My-mother's parents: Rivka-Gurewitz-Katz-and-Yoseph-Katz

From my father’s side

My father came from a very Zionist family. So much so that when he and his two brothers and one sister entered their home they had to speak Hebrew and only Hebrew. The Gringer family had it in the back of their mind to immigrate to Israel but no action was taken.

Then the war hit Warsaw and the Gringer family had to move to Warsaw Ghetto. My grandfather, Leib-Arye, knew greater troubles for the Jews are imminent.  He told his kids to run away and go as far north as you can. North meant to the Russian side of the allies forces. That was easy saying, more difficult doing. The second oldest son Nachum was already married and had a wife and a baby. He did not want to move so he stayed with his parents. The younger brother, Mordechai managed to run away and so did Riva, the only sister and the oldest of the kids. Mordechai did not run away far enough north and the Germans got him and killed him, so we think but do not know his fate.

Riva ran away far enough north and survived. At the end of the war she returned to Warsaw, Poland, where she lived till my father, her brother, found her in the early 1950s and brought her to be near him in Israel.
 
Th
e-Gringer 
family:L-

Leib-Arye Gringer, Riva, Mordecahi, wife Chaya Lipshitz-Gringer, son Nachum Gringer (Yisrael Gringer was not born yet)

Leib-Arye Gringer, his wife Chaya Lipshitz-Gringer, their son Nachum Gringer and his wife and child, who I do not know their names, all perished in the Holocaust. 

My father Yisrael, the youngest of the kids, jumped the Warsaw Ghetto wall, joined the “Anders Army,” refers to the Polish armed forces set up in the former Soviet Union in the period 1941-1942, named after its commander, General Władysław Anders.
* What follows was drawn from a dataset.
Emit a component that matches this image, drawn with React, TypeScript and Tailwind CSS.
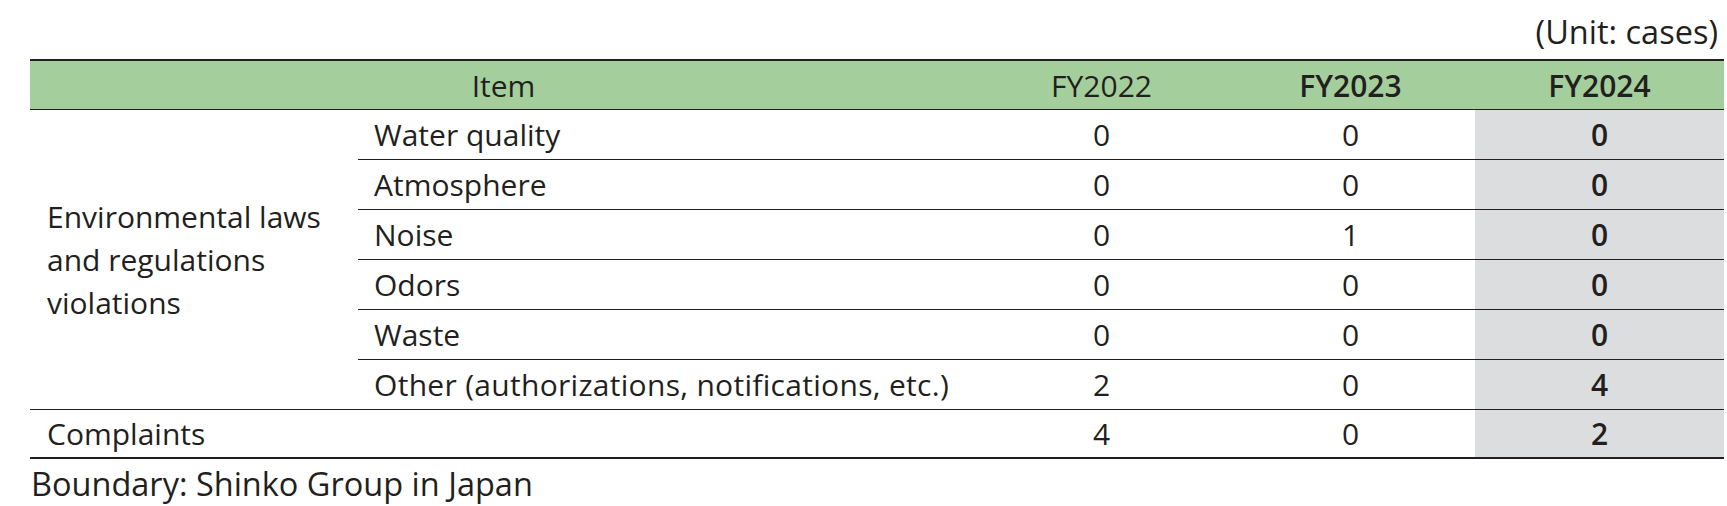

When Anders' Army reached Palestine, of its over four thousand Jewish soldiers three thousand left the army and some, among them Yisrael, deserted, while others, including Menachem Begin who later became Israel’s Prime Minister, obtained permission to depart their formations. The majority of Jewish soldiers who left the Anders' Army joined other military units, especially within the British Army ranks. Yisrael joined the anti-aircraft unit in the Jewish Brigade in the British Army.

Antisemitism in the Polish Army

The Polish army did not pursue the Jewish deserters and it is said that General Anders actually facilitated the release of Jewish soldiers because he did not in particularly want Jews in his forces. It is a matter of public record that Jews who served in Polish military units in the Second World War were often subjected to anti-Semitic abuse, including death threats, by their ethnic Polish compatriots. In consequence, so many Jewish soldiers deserted their Polish units in order to join British units with whom they could continue to fight the Nazis without enduring bullying by their comrades.

How my parents got together

The war ended and both, to be my mother Rachel and to be my father Yisrael, took off to look for any family survivors. Poland was already off limits because you could have been stuck under Communism rule. My mother got a job with a Jewish Information Center helping those who were seeking to find surviving family members.

To that center my father, in British Army uniform, walked in and met my mother. In a blue eye-to-blue eye immediate love story the pair decided on their future together, you guessed where – ISRAEL.

My mother left for France from where she traveled to British Palestine on a ship named Biria. Off the ship anchored on the Mediterranean Sea of Palestine, the illegal immigrants were all taken to British Detention Center named Atlit.

Yisrael returned to his unit in Belgium, returned his equipment and uniform and then made it back to Israel. There he found out that his wife to be Rachel is, again, doing time in a camp. With connections he had Yisrael got Rachel released and off they went to build their home in Israel.

 
Yisrael Gringer in military fatigue on  destroyed Europe background on November 12, 1946

I was born a year later.

My father was a Zionist who loved every stone, every path, every flower and every fruit tree in Israel. He loved all the Jews there because they all had one goal in mind, to build a country, a homeland for themselves. My mother was less enthusiastic Zionist but Zionist she was.

Eight month ago I celebrated my 70th birthday in Israel. It was meaningful to celebrate what the country gave me – life with the love of Zion, the love of being Jewish.

This week, the state of Israel is going to do the very same, celebrate her 70th birthday and say ‘thank you’ to Zionists like Rachel Katz-Gringer and Yisrael Gringer who made their mission to make the [third] Jewish Commonwealth, Israel, happen again.

Am Yisrael Chai – the Nations of Israel is alive.